We could have done with a team of strong workers to help hose out, scrub, disinfect, wash, discard and sift! I have a husband who finds it VERY hard to ask for anything ..... and have had to respect his wishes – so its been just us. We have filled two vast containers with ruined goods and a tonne of seagrass and garbage washed up onto our lawns, about a foot deep, which stinks – wheelbarrow load after wheelbarrow load. We have had a big gurney to help wash out the mud, and whilst Gerald gurneys, I swept with a massive broom, all the mud and dirty towards the doors - and after that, we put on industrial heaters to try to dry it all out. We have a temporary electricity supply to some parts of the house so we do have hot water to shower and cooking and heat - but no bath unfortunately! for those aching muscles ..... We lost a big fridge in the shed but managed to salvage almost all of the food, some of it is in the local butchers freezer. As hard as its been, others have fared worse, and our losses have been minimal really, albeit sentimental, and have pored through old cards floating in water from my folks and Josh as a child and maps of Zambia and historical documents like passports and Gerald’s Dad’s demobilization papers, and wept.
And life still goes on!
It will be another big few weeks before we leave for Africa, and months before its all sorted out with insurance and replacing things and doors to keep things safe. The electrician who was half way through the job got a call to say his Dad had died, and he left to fly to the UK, so we are in the middle of a big electric job and wait his return. We have some young friends coming from Sydney tomorrow to assist with a few things and take away a whole bunch of stuff we are giving them, which survived the flood but we are not using these things and they are expecting their first baby and have nothing much at all, so it will be lovely to help them. He will help Gerald hammer up some concrete and help clean the bathroom floor out which is still muddy (not a priority as we had a second untouched bathroom) – and it smells revolting – like dead things.

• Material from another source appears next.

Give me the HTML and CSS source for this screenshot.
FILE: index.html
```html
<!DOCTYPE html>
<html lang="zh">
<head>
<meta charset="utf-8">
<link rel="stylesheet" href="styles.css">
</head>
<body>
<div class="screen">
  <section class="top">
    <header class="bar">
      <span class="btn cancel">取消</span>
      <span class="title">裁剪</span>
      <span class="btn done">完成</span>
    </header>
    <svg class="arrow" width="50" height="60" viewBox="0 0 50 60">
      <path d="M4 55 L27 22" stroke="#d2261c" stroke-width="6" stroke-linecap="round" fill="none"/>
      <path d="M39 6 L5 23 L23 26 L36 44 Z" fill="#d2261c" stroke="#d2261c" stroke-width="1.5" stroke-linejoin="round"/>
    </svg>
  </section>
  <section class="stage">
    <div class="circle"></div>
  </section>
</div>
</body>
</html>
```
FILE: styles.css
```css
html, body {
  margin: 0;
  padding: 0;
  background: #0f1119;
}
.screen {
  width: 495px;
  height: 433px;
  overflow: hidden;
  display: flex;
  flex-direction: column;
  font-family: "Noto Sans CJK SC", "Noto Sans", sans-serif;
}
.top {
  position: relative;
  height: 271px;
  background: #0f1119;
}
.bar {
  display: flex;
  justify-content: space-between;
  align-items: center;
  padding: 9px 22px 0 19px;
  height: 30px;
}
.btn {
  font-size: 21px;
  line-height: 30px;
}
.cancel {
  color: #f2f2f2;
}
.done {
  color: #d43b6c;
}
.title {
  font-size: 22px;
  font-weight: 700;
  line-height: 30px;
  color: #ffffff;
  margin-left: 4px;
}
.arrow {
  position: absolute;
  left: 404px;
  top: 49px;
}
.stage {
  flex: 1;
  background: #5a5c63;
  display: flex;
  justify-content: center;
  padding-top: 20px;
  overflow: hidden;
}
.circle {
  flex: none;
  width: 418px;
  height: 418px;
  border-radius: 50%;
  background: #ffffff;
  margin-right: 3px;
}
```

I am feeling much better today, haven’t slept much and had awful dreams. I am particularly sad that Josh never came down to help – or even offered to. We never heard from him for four long days. I would have loved his emotional support, if not his physical presence. My husband is as strong as a Mallee Bull, physically and emotionally, and we have been in wonder and amazement at how strong and enduring and fit our bodies are, lugging barrow loads of stuff and shifting huge pieces of furniture, working from 9 – 5 each day ..... now THAT is a blessing!!!
Anyway, I took a breather, but Gerald is still out there, and there are many hours ahead today. He has just come back and had my car checked by Honda - it is safe! And I just found a WHOLE BOX OF UNTOUCHED PHOTOS AND CARDS OF MY PARENTS! And the sun is shining and the wind is blowing to dry everything out! AND I just came from the eye specialist and my eyes are OK, not to go back for a year – so there is much to say THANK YOU GOD for!!!

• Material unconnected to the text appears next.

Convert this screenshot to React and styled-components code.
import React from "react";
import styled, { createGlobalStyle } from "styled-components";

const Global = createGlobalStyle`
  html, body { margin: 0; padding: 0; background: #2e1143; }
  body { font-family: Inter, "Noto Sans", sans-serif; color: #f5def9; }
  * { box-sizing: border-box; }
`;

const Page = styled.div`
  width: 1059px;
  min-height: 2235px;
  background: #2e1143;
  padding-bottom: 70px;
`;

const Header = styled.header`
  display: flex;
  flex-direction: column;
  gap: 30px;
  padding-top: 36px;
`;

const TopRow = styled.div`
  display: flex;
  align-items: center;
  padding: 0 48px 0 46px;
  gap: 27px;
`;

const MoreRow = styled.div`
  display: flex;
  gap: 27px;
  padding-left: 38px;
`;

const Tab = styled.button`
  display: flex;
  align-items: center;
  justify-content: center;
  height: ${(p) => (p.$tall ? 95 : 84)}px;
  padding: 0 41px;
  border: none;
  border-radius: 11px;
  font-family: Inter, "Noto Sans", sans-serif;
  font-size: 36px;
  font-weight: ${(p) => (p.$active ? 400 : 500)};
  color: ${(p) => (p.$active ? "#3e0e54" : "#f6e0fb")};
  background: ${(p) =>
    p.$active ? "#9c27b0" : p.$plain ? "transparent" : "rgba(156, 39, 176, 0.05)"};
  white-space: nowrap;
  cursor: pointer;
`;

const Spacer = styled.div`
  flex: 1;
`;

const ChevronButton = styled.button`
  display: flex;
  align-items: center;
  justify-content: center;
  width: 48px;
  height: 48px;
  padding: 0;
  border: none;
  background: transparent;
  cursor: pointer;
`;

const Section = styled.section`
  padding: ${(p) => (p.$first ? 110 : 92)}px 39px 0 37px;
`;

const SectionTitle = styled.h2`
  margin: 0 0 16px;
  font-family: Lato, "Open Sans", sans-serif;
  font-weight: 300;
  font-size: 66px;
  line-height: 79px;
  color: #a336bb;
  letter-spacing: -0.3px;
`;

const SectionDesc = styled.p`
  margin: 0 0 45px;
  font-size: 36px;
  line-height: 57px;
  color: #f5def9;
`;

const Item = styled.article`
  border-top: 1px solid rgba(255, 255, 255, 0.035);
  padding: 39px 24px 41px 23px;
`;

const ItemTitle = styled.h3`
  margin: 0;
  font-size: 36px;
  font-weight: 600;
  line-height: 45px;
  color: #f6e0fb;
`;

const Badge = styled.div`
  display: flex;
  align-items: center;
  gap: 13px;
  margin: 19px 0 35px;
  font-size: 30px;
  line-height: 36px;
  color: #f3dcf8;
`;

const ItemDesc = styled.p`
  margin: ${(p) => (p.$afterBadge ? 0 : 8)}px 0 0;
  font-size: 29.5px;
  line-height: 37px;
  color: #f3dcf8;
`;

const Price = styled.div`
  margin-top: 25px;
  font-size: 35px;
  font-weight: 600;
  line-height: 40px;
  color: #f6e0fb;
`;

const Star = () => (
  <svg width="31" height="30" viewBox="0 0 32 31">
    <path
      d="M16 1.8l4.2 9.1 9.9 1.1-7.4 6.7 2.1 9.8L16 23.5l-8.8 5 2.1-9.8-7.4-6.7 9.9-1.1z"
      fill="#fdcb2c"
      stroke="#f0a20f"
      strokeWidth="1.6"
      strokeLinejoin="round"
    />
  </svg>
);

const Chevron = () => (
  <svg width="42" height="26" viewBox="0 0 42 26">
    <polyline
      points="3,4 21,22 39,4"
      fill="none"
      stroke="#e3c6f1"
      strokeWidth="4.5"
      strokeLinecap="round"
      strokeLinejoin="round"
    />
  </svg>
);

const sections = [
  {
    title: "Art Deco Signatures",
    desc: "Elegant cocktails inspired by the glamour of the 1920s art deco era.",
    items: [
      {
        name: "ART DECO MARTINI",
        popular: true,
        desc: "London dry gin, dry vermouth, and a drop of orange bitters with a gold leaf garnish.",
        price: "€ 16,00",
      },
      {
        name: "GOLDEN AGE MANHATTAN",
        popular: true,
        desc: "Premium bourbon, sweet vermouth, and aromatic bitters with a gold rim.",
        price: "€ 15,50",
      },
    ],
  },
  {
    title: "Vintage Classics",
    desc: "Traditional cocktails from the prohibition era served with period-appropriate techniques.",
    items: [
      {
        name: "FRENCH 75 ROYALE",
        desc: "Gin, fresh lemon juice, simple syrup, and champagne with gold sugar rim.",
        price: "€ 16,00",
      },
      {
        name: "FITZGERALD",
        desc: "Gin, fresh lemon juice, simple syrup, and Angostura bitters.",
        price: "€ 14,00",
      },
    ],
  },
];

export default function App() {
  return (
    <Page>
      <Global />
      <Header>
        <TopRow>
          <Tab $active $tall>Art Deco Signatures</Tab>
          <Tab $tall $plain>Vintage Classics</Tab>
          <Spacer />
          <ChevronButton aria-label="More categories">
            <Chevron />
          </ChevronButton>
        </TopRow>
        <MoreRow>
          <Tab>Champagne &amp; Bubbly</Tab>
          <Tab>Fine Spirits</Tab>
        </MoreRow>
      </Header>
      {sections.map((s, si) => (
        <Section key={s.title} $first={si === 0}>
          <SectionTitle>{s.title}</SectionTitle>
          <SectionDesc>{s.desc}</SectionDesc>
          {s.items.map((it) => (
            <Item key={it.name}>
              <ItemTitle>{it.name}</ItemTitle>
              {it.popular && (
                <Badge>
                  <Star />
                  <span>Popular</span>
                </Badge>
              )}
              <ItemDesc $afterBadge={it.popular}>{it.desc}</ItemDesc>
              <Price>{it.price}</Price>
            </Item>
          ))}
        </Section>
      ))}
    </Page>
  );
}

So it was a traumatic time, without doubt. I have missed our son. I have missed my parents and my mother’s loving arms and encouragement and practical assistance so very much this last ten days of hard yakka .... she would have been in her element, cleaning and cooking and hugging and making cuppas, I have cried for the longing of her arms and love. My Dad always believed I could do anything and that Gerald was The Champion of the World, and his acknowledgements have spurred us always on to do more in life, and oh, I missed my own dear Daddy. And my darling Moet girl – I have yearned for my darling Moet’s inexpressible comfort of her big brown eyes and sighing unconditional happy presence. Sue and Ross and Sam are away ski-ing, so its been lonely.
Pouring this out unexpectedly, thanks for listening, I feel emptier, which is good for me.